Understanding the Legal Landscape
AI does not exist in a legal vacuum. It is tied to multiple rules that govern how data is collected, stored, and processed. Privacy laws are some of the most important to follow. GDPR in Europe, for example, requires companies to get permission before using personal data and to delete it if the user asks. The CCPA in California gives residents similar rights, including the right to opt out of data sales.
Violating these laws can be costly. Under GDPR, fines can reach millions of euros. Even a small startup can face big penalties if it mishandles data.
Cybersecurity regulations also play a crucial role. Startups that store data or use AI to process it must protect it from hackers and leaks. A breach can lead to legal action and loss of customer trust.
Then there are new AI-specific regulations. The EU AI Act is one of the first major frameworks designed to manage AI risk. It sorts AI systems into categories such as minimal risk, limited risk, and high risk. High-risk systems like those used in hiring, credit scoring, or healthcare must meet strict documentation and testing standards.
For startups, staying informed about these laws can be a challenge, but it is also an opportunity. Startups that comply early can use compliance as a selling point. They can say to investors and customers: “We take this seriously. We are ready for the future.”

Due Diligence: From Data Integrity to Disclosure Accuracy
Due diligence means checking every part of the AI process for legal and ethical problems. The first step is data integrity. Using free datasets from the internet might sound easy, but many of those datasets are copyrighted. Startups should make sure they have permission to use every piece of data that goes into their training process.

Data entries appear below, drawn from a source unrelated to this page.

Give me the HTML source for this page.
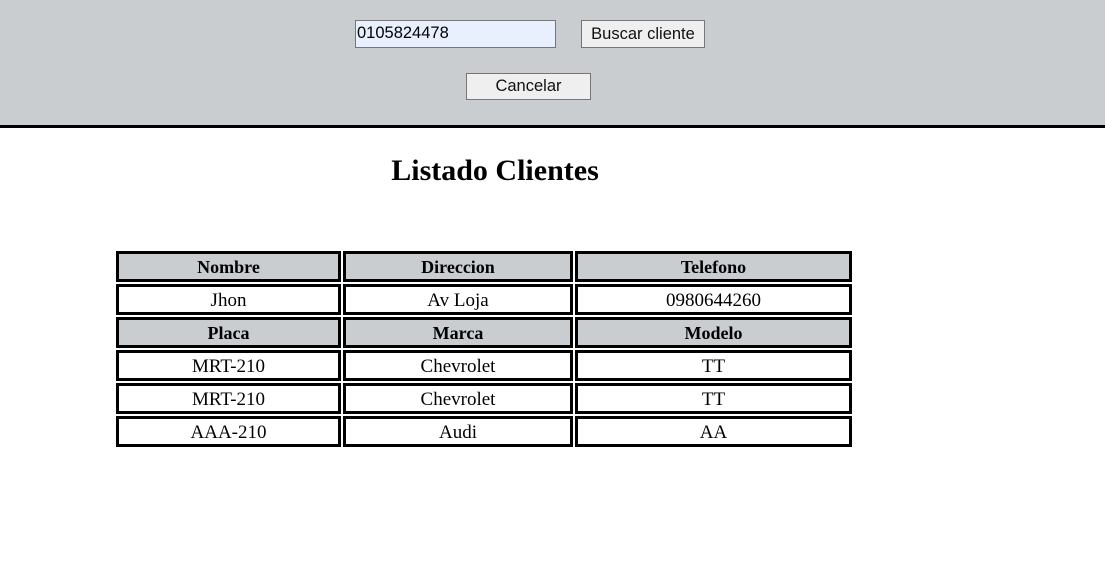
<!DOCTYPE html>
<html><head><style>
body{margin:0;width:1105px;height:578px;background:#fff;position:relative;font-family:"Liberation Serif",serif;overflow:hidden}
.top{position:absolute;left:0;top:0;width:1105px;height:125px;background:#c9cdd0;border-bottom:3px solid #000}
.inp{position:absolute;left:355px;top:20px;width:201px;border:1px solid #767676;background:#e8f0fe;font:16.5px "Liberation Sans",sans-serif;line-height:25px;padding-left:1px;box-sizing:border-box;height:28px}
.btn{position:absolute;border:1px solid #767676;background:#efefef;font:16.5px "Liberation Sans",sans-serif;text-align:center;box-sizing:border-box;color:#111}
h1{position:absolute;left:0;width:990px;top:154px;margin:0;text-align:center;font-size:30px;font-weight:bold}
.c{position:absolute;border:3px solid #000;box-sizing:border-box;text-align:center;font-size:19px;line-height:27px;height:31px}
.h{background:#c9cdd0;font-weight:bold;font-size:18px}
</style></head><body>
<div class="top"></div>
<div class="inp">0105824478</div>
<div class="btn" style="left:581px;top:20px;width:124px;height:28px;line-height:26px">Buscar cliente</div>
<div class="btn" style="left:466px;top:73px;width:125px;height:27px;line-height:24px">Cancelar</div>
<h1>Listado Clientes</h1>
<div class="c h" style="left:116px;top:251px;width:225px">Nombre</div>
<div class="c h" style="left:343px;top:251px;width:230px">Direccion</div>
<div class="c h" style="left:575px;top:251px;width:277px">Telefono</div>
<div class="c" style="left:116px;top:284px;width:225px">Jhon</div>
<div class="c" style="left:343px;top:284px;width:230px">Av Loja</div>
<div class="c" style="left:575px;top:284px;width:277px">0980644260</div>
<div class="c h" style="left:116px;top:317px;width:225px">Placa</div>
<div class="c h" style="left:343px;top:317px;width:230px">Marca</div>
<div class="c h" style="left:575px;top:317px;width:277px">Modelo</div>
<div class="c" style="left:116px;top:350px;width:225px">MRT-210</div>
<div class="c" style="left:343px;top:350px;width:230px">Chevrolet</div>
<div class="c" style="left:575px;top:350px;width:277px">TT</div>
<div class="c" style="left:116px;top:383px;width:225px">MRT-210</div>
<div class="c" style="left:343px;top:383px;width:230px">Chevrolet</div>
<div class="c" style="left:575px;top:383px;width:277px">TT</div>
<div class="c" style="left:116px;top:416px;width:225px">AAA-210</div>
<div class="c" style="left:343px;top:416px;width:230px">Audi</div>
<div class="c" style="left:575px;top:416px;width:277px">AA</div>
</body></html>
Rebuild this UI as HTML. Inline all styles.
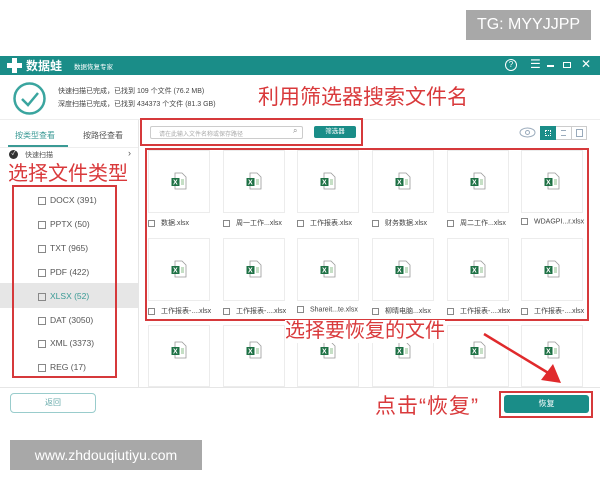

Protecting intellectual property is another key step. If a startup builds a unique AI model, it should think about patents or trade secrets. Without protection, competitors could copy the work and erase the startup’s advantage.
Bias detection is also critical. AI systems can repeat or even amplify bias found in training data. For example, an AI tool trained on hiring data might favor one gender or ethnicity over another. This can expose the company to discrimination claims. Regular audits and fairness testing can catch these issues early.
Another risk is exaggerating what the AI can do. Startups may feel pressure to impress investors, but overpromising can backfire. Recently, there has been a surge in AI-washing litigation against companies accused of overstating their AI use or results. This shows that misleading claims can turn into lawsuits and damage long-term trust.
Building Trust: Ethical AI and Investor Confidence
Investors today want more than a good pitch deck. They want proof that the startup’s technology is safe, fair, and explainable. If a founder cannot explain how an AI model makes decisions, it can be a red flag for investors.
Fairness and transparency are now seen as business assets. A startup that can show its AI systems have been tested for bias and meet compliance rules is more likely to win funding. This is because investors know that legal problems can derail growth or block a future acquisition.
Strong documentation also builds trust. Keeping detailed records of data sources, model training steps, and test results shows that the company is serious about responsible AI. These records can also speed up due diligence if the company seeks funding or is acquired.
Governance frameworks take it one step further. They provide rules for how AI is used within the company, who is responsible for oversight, and how problems are reported. This reduces the chance of misuse and creates a clear chain of accountability.
Actionable Steps for Responsible AI Integration
Responsible AI adoption does not need to be overwhelming. Startups can take small but meaningful steps to build compliance into their daily operations.
Start by writing a compliance checklist that covers data sourcing, privacy requirements, and security measures. This checklist can grow as the company expands and regulations change.
Legal advisors should be part of the process early. They can review vendor contracts, write clear privacy policies, and explain the impact of new rules. Early legal advice often costs less than trying to fix a problem after it becomes serious.
Keep thorough audit trails. Record when and how data is collected, when models are trained, and what tests were done to check for bias or errors. These records can protect the company if regulators or investors ask questions.
Treat compliance as part of the business plan, not an afterthought. When legal and ethical practices are in place from the start, it creates a foundation that supports growth, fundraising, and market trust.
Conclusion
AI gives startups a way to compete and grow faster. But it also comes with legal, ethical, and reputational risks. The smartest approach is to understand the rules, use data responsibly, and keep records that prove careful decision-making.
Compliance is not just about avoiding fines. It can make a company more attractive to investors, partners, and customers. Startups that build trust through responsible AI practices will have a stronger chance at long-term success.